What a product builder actually is
A product builder is someone with product judgement who now ships working software directly, using AI tooling and an engineering standard behind them, instead of writing tickets for someone else. A product builder is building capability and management capability wrapped into one, and it is worth sitting with that definition because of what it quietly replaces. Product management as a discipline was constructed around a separation, in which the product manager held the vision and the context and the prioritisation and the relationships while the engineers held the means of production. The PM could describe the thing but could not make the thing, and once you see it from that angle, an uncomfortable amount of modern product management starts to look like an elaborate machine built for one purpose: to manage the gap between the person who knows what to build and the people who can actually build it. The specs, the tickets, the standups, the roadmaps, the grooming sessions about the grooming sessions. We invented an entire profession of intermediaries to cope with a gap, and the tools have quietly closed the gap.
A product builder simply does not have the gap, because the same person who understands the problem can now produce the solution once the tools have removed the barrier that made execution a specialist function. This is not a hybrid, and it is emphatically not the PM who did a weekend course and added “technical” to their LinkedIn headline. It is a single mode of working in which thinking and making are no longer separate jobs held by separate people. The clearest way to picture it is translation. For years the product manager was the translator, taking an idea in one language and relaying it to people who spoke another, and like any relay it lost something at every pass and slowed to the speed of the slowest exchange. The product builder simply speaks both languages, so the conversation stops being a relay and becomes a single train of thought.
The evolution from product manager to product builder
It helps to see the two side by side. Product management is product management: vision, prioritisation, coordination and communication, the work of deciding what should exist and orchestrating the people who bring it into being. Product building is building plus management wrapped into one, the same judgement about what should exist now paired with the ability to bring it into being directly.

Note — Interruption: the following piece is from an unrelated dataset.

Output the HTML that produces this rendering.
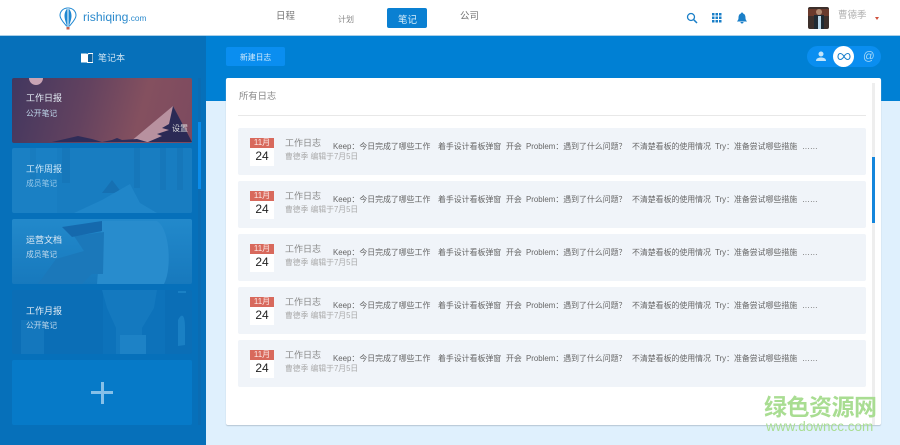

The product manager role was never an accident or an inefficiency, but rather the correct response to a real constraint, which was that execution required engineering and most product people did not have it. Remove the constraint and the role does not disappear, but its centre of gravity moves, so that the very things that made someone a good PM, the taste and the judgement and the instinct for what matters, are now the things that make someone a formidable product builder, except those instincts finally have a direct line to the product instead of being routed through other people. It is a sideways evolution rather than a promotion, and the product builder still works alongside engineers, often product engineers, on the genuinely hard problems. But the floor has shifted, and a great deal of what used to demand a handoff simply no longer does.
Why it matters
Here is the part that makes people in leadership roles sit forward. If you have someone who can both decide what to build and build it, the shape of the team changes underneath you. You may need one fewer engineer. You almost certainly need fewer of the handoffs and translation layers and coordination rituals that only ever existed to bridge the gap between deciding and doing, the same rituals we mistook for the actual work for the better part of two decades. The product builder compresses the team the same way the Great Compression compresses everything else, by collapsing the distance between intent and execution until the intermediate steps stop earning their place.
This is also where the honest version of the risk lives, and it is worth saying plainly rather than dressing up. The product manager who does not evolve does not get fired on Monday, but they do become a narrower instrument in an environment that increasingly rewards range, and once the person sitting next to them can both decide and build, pure coordination starts to look a lot like overhead. That is not a threat so much as a gradient, and tellingly the people leaning into it hardest are not the juniors trying to look clever. They are the experienced ones, the Chrises and the Darrens, who already have the judgement and have simply decided they would rather have the reach to match it than spend another year describing things to other people.
The transition, done properly
Recognising the shift is easy. Making it well is not, and this is where most of the breathless takes on the internet quietly fall apart. Every product person alive knows the specific feeling of demoing something that worked flawlessly right up until a real user laid a finger on it, and the new tools make that feeling cheaper and more frequent to produce, not less. Someone opens a coding tool, builds something that dazzles in the demo and disintegrates on contact with reality, and walks away either convinced they are not cut out for it or, worse, convinced the half-built thing is fine. Tools lower the barrier to starting. They do absolutely nothing, on their own, to teach you how to build something that holds.
That gap is the entire reason we built Built With MOHARA. It is a transitional programme and an enabler for the move from product manager to product builder, and it exists because the transition needs structure and judgement wrapped around the tools rather than just access to them. It takes people who already have the product instinct, the validation and prioritisation and the sense for what matters, and gives them a way to add real building capability on top, grounded in the methodology we use to take products from idea to something that actually ships and keeps standing. The point was never to turn product people into engineers. It was to turn them into product builders, and good ones.
Where this goes
We have been saying for a while that product managers could do this, that founders could do this, that the capability was within reach, and for a long time that was true in the way that most things are true on a slide. What is different now is that we can point at named, specific people who were doing something else six months ago, and we can describe the path rather than wave at the possibility. The product builder is not a forecast. It is a role that already exists and is already occupied. The only open question is the one every product manager reading this is now quietly asking themselves, which is not whether the role is real, but whether they are going to keep describing the thing or finally go and build it.